The issue of violent extremist prisoners and radicalisation to violence in prisons is of increasing concern to the international community and the connection between terrorism and transnational organised crime presents new challenges. However, prison systems worldwide face severe limitations in addressing these evolving issues. 

High numbers of pre-trial detainees, inadequate funding, lack of resources, subpar infrastructure, overcrowding, poor health conditions, and other challenges significantly hinder the ability of prison administrations to effectively manage violent extremist prisoners and prevent radicalisation. These shortcomings can lead to frustration and despair among inmates, making them (even more) vulnerable to radicalisation.

Within the United Nations, the Office on Drugs and Crime (UNODC) acts as the custodian of international standards and norms related to the treatment of prisoners. It assists Member States, upon request, in applying these standards and norms in practice, and it has built extensive experience in providing technical guidance and implementing assistance programmes for prison reform. 

UNODC is also tasked with helping Member States align their counter-terrorism legislation with universal legal instruments against terrorism and enhancing their criminal justice capacity to prevent and counter terrorism and violent extremism in accordance with the UN Counter-Terrorism Strategy and relevant UN Security Council resolutions. 

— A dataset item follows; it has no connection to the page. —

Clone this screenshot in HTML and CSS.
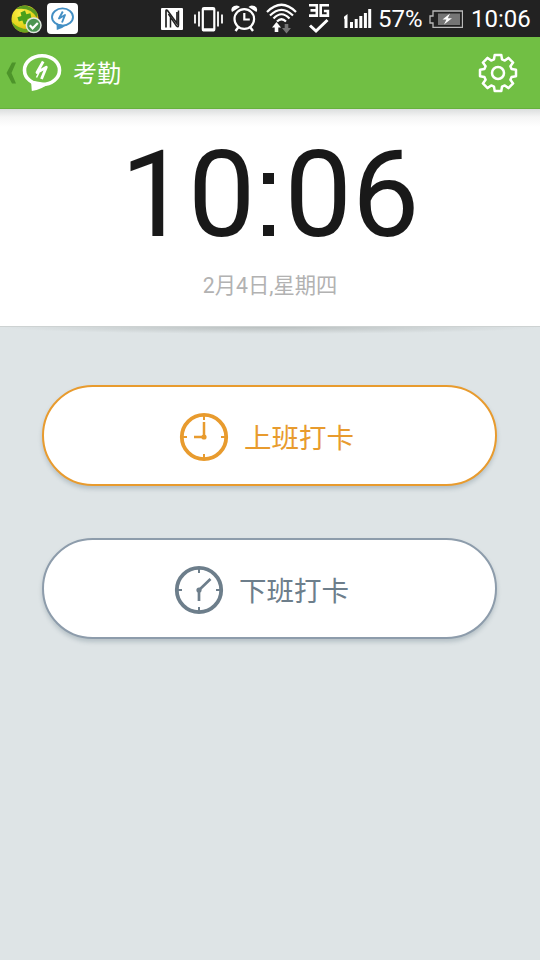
FILE: index.html
```html
<!DOCTYPE html>
<html lang="zh-CN">
<head>
<meta charset="utf-8">
<title>考勤</title>
<link rel="stylesheet" href="styles.css">
</head>
<body>
<div class="status-bar">
  <svg class="app-guard" width="32" height="31" viewBox="11 3 32 31">
    <defs>
      <radialGradient id="ball" cx="0.35" cy="0.3" r="0.75">
        <stop offset="0" stop-color="#fff04a"/><stop offset="0.6" stop-color="#e2d51c"/><stop offset="1" stop-color="#e99b12"/>
      </radialGradient>
      <clipPath id="ballClip"><circle cx="25" cy="19" r="13.5"/></clipPath>
    </defs>
    <circle cx="25" cy="19" r="13.5" fill="url(#ball)"/>
    <g clip-path="url(#ballClip)">
      <path d="M17 7Q28 2 38 13L37 18Q31 7 17 9Z" fill="#5c9a20"/>
      <path d="M12 22Q19 30 31 29L29 34H14Z" fill="#68a81e"/>
      <path d="M20.500 12.500l4.500-2 1.400 3.800 4-1 1 4.600-4 1.200 1 4-4.500 1.500-1.500-4-3.600 1-1.400-4.400 4-1.300z" fill="#4ba01b"/>
    </g>
    <circle cx="33.700" cy="25.300" r="7.300" fill="#4b9451" stroke="#dfe9df" stroke-width="1.500"/>
    <path d="M29.800 25.300l2.800 3 5.200-5.300" fill="none" stroke="#fff" stroke-width="2.200"/>
  </svg>
  <svg class="app-chat" width="31" height="31" viewBox="47 3 31 31">
    <rect x="47" y="3" width="31" height="31" rx="4" fill="#fff"/>
    <ellipse cx="62.500" cy="17" rx="10.500" ry="8.600" fill="none" stroke="#438fc4" stroke-width="1.900"/>
    <path d="M56.500 23.500l.3 6.500q5-1 9-4.500z" fill="#438fc4"/>
    <path d="M62.800 11.500L59 18.500L65 15L62 22.500" fill="none" stroke="#438fc4" stroke-width="1.900" stroke-linejoin="round"/>
  </svg>
  <svg class="nfc" width="22" height="22" viewBox="161 7 22 22">
    <rect x="161" y="7" width="22" height="22" rx="1" fill="#fff"/>
    <path d="M166 26.500V10q0-1.500 1.500-.5l9.500 13V11" fill="none" stroke="#222" stroke-width="1.700"/>
    <path d="M170.500 15v11.500M178.500 9.500V24q0 3-2 1L168.500 13" fill="none" stroke="#222" stroke-width="1.500"/>
  </svg>
  <svg class="vibrate" width="29" height="26" viewBox="194 5 29 26">
    <path d="M195 13.500v9M199 10.500v15M218 10.500v15M222 13.500v9" stroke="#fff" stroke-width="1.800"/>
    <rect x="202.800" y="7" width="11.500" height="22.500" rx="1.500" fill="none" stroke="#fff" stroke-width="2.200"/>
    <path d="M202 8h13M202 28.500h13" stroke="#fff" stroke-width="2.400"/>
  </svg>
  <svg class="alarm" width="27" height="27" viewBox="231 5 27 27">
    <g fill="none" stroke="#fff">
      <circle cx="244.300" cy="19" r="9.800" stroke-width="2.200"/>
      <path d="M244.300 13v6.500h5.500" stroke-width="2.200"/>
      <path d="M238.500 27l-3 4M250 27l3 4" stroke-width="2.400"/>
    </g>
    <path d="M232 12q-2-4 2-6 4-1.500 6 1zM256.500 12q2-4-2-6-4-1.500-6 1z" fill="#fff"/>
  </svg>
  <svg class="wifi" width="32" height="31" viewBox="266 3 32 31">
    <g fill="none" stroke="#fff" stroke-width="2.200">
      <path d="M267 12Q281.500-2.500 296 12M270 15.500Q281.500 4 293 15.500M273.500 18.500Q281.500 10 289.500 18.500M277 21.500Q281.500 17 286 21.500"/>
    </g>
    <path d="M276.500 22l-4.500 5.500h2.700V32h3.600v-4.500h2.700z" fill="#fff"/>
    <path d="M286.500 33.500l-4.500-5.500h2.700V24h3.600v4h2.700z" fill="#747474"/>
  </svg>
  <svg class="three-g" width="22" height="31" viewBox="308 3 22 31">
    <g fill="none" stroke="#fff" stroke-width="2.600">
      <path d="M309 5.200h7.800v10.400H309M310.500 10.400h6M329 5.200h-8.300v10.400h7.200V11h-4"/>
      <path d="M310 25.500l6 5.500 11.500-11" stroke-width="3"/>
    </g>
  </svg>
  <svg class="signal" width="28" height="20" viewBox="344 9 28 20">
    <path d="M344 18.500l2-1.500v11M351.500 22v6M356.200 19v9M360.800 16v12M365.400 13v15M369.700 9v19" fill="none" stroke="#fff" stroke-width="3"/>
  </svg>
  <span class="percent">57%</span>
  <svg class="battery" width="34" height="18" viewBox="429 9 34 18">
    <path d="M433 10h29.500v16.500H433V22h-3v-7h3z" fill="none" stroke="#b9b9b9" stroke-width="1.300"/>
    <rect x="438" y="12.500" width="22" height="11.500" fill="#757575"/>
    <path d="M450 12.500l-7.500 6h4l-2.500 5 8-6.200h-4.200z" fill="#fff"/>
  </svg>
  <span class="time">10:06</span>
</div>
<header class="header">
  <svg class="back" width="11" height="22" viewBox="6 62 11 22">
    <path d="M12 62.500h4L11.500 73l4.500 10.500h-4L6.500 73z" fill="#4d942a"/>
  </svg>
  <svg class="logo" width="40" height="39" viewBox="22 54 40 39">
    <ellipse cx="42" cy="71.200" rx="17.500" ry="14.500" fill="none" stroke="#fff" stroke-width="3.600"/>
    <path d="M31 81.500l.8 10.500q10-1.500 17-7.500z" fill="#fff"/>
    <path d="M43.200 62.500L37 73.500L46.300 68.300L41.500 80" fill="none" stroke="#fff" stroke-width="2.800" stroke-linejoin="round"/>
    <path d="M36.500 78.500L39 73.500" stroke="#fff" stroke-width="1.600"/>
  </svg>
  <h1 class="title">考勤</h1>
  <svg class="gear" width="40" height="40" viewBox="-20 -20 40 40" fill="none" stroke="#fff" stroke-width="2.500" stroke-linejoin="round">
    <path d="M-3.300-18H3.300L4-13.600 6.800-12.400 10.400-15.100 15.100-10.400 12.400-6.800 13.600-4 18-3.300V3.300L13.600 4 12.400 6.800 15.100 10.400 10.400 15.100 6.800 12.400 4 13.600 3.300 18H-3.300L-4 13.600-6.800 12.400-10.400 15.100-15.100 10.400-12.400 6.800-13.600 4-18 3.300V-3.300L-13.600-4-12.400-6.800-15.100-10.400-10.400-15.100-6.800-12.400-4-13.600Z"/>
    <circle r="6"/>
  </svg>
</header>
<section class="clock-panel">
  <div class="clock">10<span class="colon">:</span>06</div>
  <div class="date">2月4日,星期四</div>
</section>
<div class="panel-shadow"></div>
<main class="actions">
  <button class="punch punch-in">
    <svg width="50" height="50" viewBox="-25 -25 50 50" fill="none" stroke="currentColor">
      <circle r="22.200" stroke-width="3.800"/>
      <path d="M0-21v4M0 21v-4M-21 0h4M21 0h-4" stroke-width="2"/>
      <path d="M0-15V0H-10" stroke-width="2.500"/>
      <circle r="2.600" fill="currentColor" stroke="none"/>
    </svg>
    <span>上班打卡</span>
  </button>
  <button class="punch punch-out">
    <svg width="50" height="50" viewBox="-25 -25 50 50" fill="none" stroke="currentColor">
      <circle r="22.200" stroke-width="3.800"/>
      <path d="M0-21v4M0 21v-4M-21 0h4M21 0h-4" stroke-width="2"/>
      <path d="M11.500-11L0 0V11" stroke-width="2.700"/>
      <circle r="2.600" fill="currentColor" stroke="none"/>
    </svg>
    <span>下班打卡</span>
  </button>
</main>
</body>
</html>
```

FILE: styles.css
```css
* { box-sizing: border-box; }
body {
  margin: 0;
  width: 540px;
  height: 960px;
  overflow: hidden;
  display: flex;
  flex-direction: column;
  background: #dee4e6;
  font-family: Roboto, "Noto Sans CJK SC", sans-serif;
}
svg { display: block; flex: none; }
.status-bar {
  height: 37px;
  flex: none;
  display: flex;
  align-items: center;
  padding-left: 11px;
  background: #222;
  color: #fff;
  font-size: 24px;
  line-height: 37px;
  white-space: nowrap;
}
.app-chat { margin-left: 4px; }
.nfc { margin-left: 83px; }
.vibrate { margin-left: 11px; }
.alarm { margin-left: 8px; }
.wifi { margin-left: 8px; }
.three-g { margin-left: 10px; }
.signal { margin-left: 14px; }
.percent { width: 51px; margin-left: 6px; padding-top: 2px; }
.time { margin-left: 8px; padding-top: 2px; }
.header {
  height: 72px;
  flex: none;
  display: flex;
  align-items: center;
  padding: 0 22px 0 6px;
  background: #71bf44;
  border-bottom: 1px solid #66b13c;
  color: #fff;
}
.logo { margin-left: 5px; }
.title {
  margin: 0 auto 0 11px;
  padding-top: 2px;
  font-size: 24px;
  font-weight: 400;
  line-height: 36px;
}
.clock-panel {
  height: 217px;
  flex: none;
  display: flex;
  flex-direction: column;
  align-items: center;
  padding-top: 16px;
  background: linear-gradient(#dcdede, #f5f5f5 8px, #fff 18px);
}
.clock {
  font-size: 120px;
  line-height: 140px;
  color: #191919;
}
/* Square colon dots */
.colon {
  color: transparent;
  background:
    linear-gradient(#191919, #191919) 8px 48px / 11px 11px no-repeat,
    linear-gradient(#191919, #191919) 8px 100px / 11px 11px no-repeat;
  display: inline-block;
  height: 140px;
  vertical-align: top;
}
.date {
  margin-top: 6px;
  font-size: 21.300px;
  font-weight: 400;
  line-height: 30px;
  color: #b2b2b2;
}
/* Strongest in the middle, fading to the sides */
.panel-shadow {
  height: 8px;
  flex: none;
  border-top: 1px solid #cdd2d2;
  background: radial-gradient(ellipse 270px 7px at 50% 0, #b9bfbf, #dee4e6);
}
.actions {
  display: flex;
  flex-direction: column;
  gap: 52px;
  padding: 51px 43px 0 42px;
}
.punch {
  height: 101px;
  display: flex;
  align-items: center;
  justify-content: center;
  gap: 15px;
  padding: 2px 6px 0 0;
  border: 2px solid;
  border-radius: 51px;
  background: #fff;
  box-shadow: 0 3px 4px rgba(80, 105, 120, .28);
  font-family: inherit;
  font-size: 27.500px;
  font-weight: 400;
}
.punch span { margin-top: -2px; }
.punch-in { color: #e89b2e; }
.punch-out { color: #6d7e8b; border-color: #8d9cab; padding-right: 16px; }
```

In response to Member States requests, UNODC developed a comprehensive technical guide on the management of violent extremist prisoners and the prevention of radicalisation to violence in prisons (“Handbook on the Management of Violent Extremist Prisoners and the Prevention of Radicalization to Violence in Prisons”).  

Through technical assistance, UNODC is helping governments to translate this manual into effective action on the ground. More than 20 Member States are currently benefiting from UNODC assistance dedicated to addressing violent extremism in prisons – in the Middle East and North Africa, sub-Saharan Africa, Central Asia, and South and South-East Asia.

Efforts to combat extremism in prisons must consider each country’s unique context and laws. UNODC partners with governments and stakeholders to tailor its approach accordingly.

“All-of-UN” approach

The military defeat of Daesh at its final stronghold in northeast Syria in 2019, less than a kilometre from the Iraqi border, triggered a transnational humanitarian, human rights and security crisis that remains unresolved. 

More than 70,000 people from Iraq, Syria, and at least 60 other countries with perceived or actual ties to Daesh have been living in closed camps within the Autonomous Administration of North and East Syria. 

As of May 2022, at least 57,000 people lived in the largest camp, Al-Hol, of whom approximately 30,000 are Iraqi. While several Member States are returning their nationals from the camps, repatriation is only one step in the process. 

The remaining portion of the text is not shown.